Retrait des États-Unis du Traité commercial transpacifique (TPP), gel probable des tractations sur la libéralisation des échanges transatlantiques (TTIP), renégociation prévue de l’Accord de libre-échange nord-américain (Alena), évocation d’une hausse possible des droits de douane sur les produits chinois, menace de taxation des importations en provenance du Mexique pour financer la construction d’un mur contre l’immigration… À peine installé à la Maison-Blanche, Donald Trump a clairement affiché ses penchants protectionnistes, au nom de la sauvegarde de l’emploi. Cette orientation divise les milieux agricoles, qui ont très largement voté pour lui lors de l’élection présidentielle.
Sur le papier, l’équation est simple : environ un tiers de la production agricole américaine est exporté et la Chine, le Canada et le Mexique sont les trois principaux acheteurs. Une guerre commerciale avec ces pays serait donc dévastatrice pour le secteur agroalimentaire, l’un des rares, aux États-Unis, à dégager un excédent des échanges. Quant au retrait du TPP et au gel du TTIP, ils signifient, pour les farmers, la perte de plusieurs milliards de dollars de recettes potentielles.

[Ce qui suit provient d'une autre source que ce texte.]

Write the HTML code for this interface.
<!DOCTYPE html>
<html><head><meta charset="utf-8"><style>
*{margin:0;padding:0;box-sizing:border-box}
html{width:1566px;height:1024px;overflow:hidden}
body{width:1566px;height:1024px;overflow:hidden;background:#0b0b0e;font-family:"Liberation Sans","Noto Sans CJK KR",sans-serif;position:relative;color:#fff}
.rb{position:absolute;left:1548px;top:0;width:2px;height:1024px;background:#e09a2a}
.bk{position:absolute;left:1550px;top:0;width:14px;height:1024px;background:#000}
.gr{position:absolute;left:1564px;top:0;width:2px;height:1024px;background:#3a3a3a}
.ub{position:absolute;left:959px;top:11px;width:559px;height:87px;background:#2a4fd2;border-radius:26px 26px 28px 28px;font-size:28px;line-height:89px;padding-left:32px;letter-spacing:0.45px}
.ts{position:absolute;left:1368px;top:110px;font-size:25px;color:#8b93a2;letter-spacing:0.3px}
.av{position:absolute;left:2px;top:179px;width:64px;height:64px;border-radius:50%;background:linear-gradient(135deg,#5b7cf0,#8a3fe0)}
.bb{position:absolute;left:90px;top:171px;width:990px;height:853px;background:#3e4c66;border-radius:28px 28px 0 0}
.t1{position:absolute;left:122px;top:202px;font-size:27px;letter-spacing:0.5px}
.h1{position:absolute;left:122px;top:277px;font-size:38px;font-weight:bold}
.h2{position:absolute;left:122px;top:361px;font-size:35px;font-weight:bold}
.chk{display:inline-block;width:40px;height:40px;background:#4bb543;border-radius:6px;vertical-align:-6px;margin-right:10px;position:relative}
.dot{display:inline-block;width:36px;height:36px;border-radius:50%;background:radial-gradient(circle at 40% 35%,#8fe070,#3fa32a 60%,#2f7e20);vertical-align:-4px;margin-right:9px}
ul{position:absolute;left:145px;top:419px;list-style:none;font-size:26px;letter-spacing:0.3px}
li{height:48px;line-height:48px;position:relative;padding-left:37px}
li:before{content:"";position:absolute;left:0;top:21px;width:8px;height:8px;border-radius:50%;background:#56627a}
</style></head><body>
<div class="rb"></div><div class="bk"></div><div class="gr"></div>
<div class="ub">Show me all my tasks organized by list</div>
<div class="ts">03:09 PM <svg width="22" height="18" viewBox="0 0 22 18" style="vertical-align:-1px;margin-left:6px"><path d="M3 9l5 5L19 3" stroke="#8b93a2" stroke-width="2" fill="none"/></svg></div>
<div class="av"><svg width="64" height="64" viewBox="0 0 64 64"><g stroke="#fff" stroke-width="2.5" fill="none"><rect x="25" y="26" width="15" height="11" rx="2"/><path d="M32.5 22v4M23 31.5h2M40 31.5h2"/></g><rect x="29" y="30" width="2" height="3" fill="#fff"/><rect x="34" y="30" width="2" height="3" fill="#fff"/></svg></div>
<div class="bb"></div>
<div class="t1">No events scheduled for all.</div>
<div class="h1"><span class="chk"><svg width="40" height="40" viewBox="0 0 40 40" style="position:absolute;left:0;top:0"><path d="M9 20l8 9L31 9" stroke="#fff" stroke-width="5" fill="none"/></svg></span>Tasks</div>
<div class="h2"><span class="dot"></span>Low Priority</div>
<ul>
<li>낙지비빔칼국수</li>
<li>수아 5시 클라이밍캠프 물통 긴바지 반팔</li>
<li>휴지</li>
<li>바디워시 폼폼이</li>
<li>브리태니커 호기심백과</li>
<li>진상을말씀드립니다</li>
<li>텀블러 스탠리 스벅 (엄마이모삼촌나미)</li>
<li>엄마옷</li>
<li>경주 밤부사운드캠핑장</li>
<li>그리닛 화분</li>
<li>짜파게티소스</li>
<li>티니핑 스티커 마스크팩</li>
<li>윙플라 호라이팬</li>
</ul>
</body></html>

À cela s’ajoutent les préoccupations liées à une remise en cause de l’intégration agro-industrielle du marché nord-américain. En une vingtaine d’années, en effet, se sont formées des « chaînes de valeur » transnationales, qui exploitent les avantages comparatifs des trois pays signataires de l’Alena. Ainsi, beaucoup de jeunes bovins et de porcelets sont importés du Mexique et du Canada, respectivement, pour être engraissés et abattus aux États-Unis. L’imposition de tarifs douaniers pourrait annuler les gains de productivité résultant de la spécialisation des filières.
Sur tous ces sujets, le syndicat agricole majoritaire, le Farm Bureau, favorable aux républicains, a exprimé ses inquiétudes, de façon relativement discrète, il est vrai, car il attend beaucoup de l’administration Trump en matière de démantèlement des réglementations environnementales et de baisse des impôts. Mais la National Farmers Union, traditionnellement démocrate, s’est réjouie de l’abandon du TPP, signe d’un changement de politique privilégiant un « commerce loyal ». Il existe, en fait, outre-Atlantique, toute une mouvance politique radicale, adversaire idéologique de Trump et opposée à l’agrobusiness, qui verrait d’un bon œil la renégociation des accords commerciaux dans un sens plutôt protectionniste, sur la base de normes sociales et environnementales et de règles de subventions beaucoup plus strictes, censées profiter aux petites exploitations. Ainsi, le nouvel hôte de la Maison-Blanche brouille les cartes et suscite paradoxalement, en délaissant l’orthodoxie libre-échangiste, l’espoir de ses plus grands détracteurs.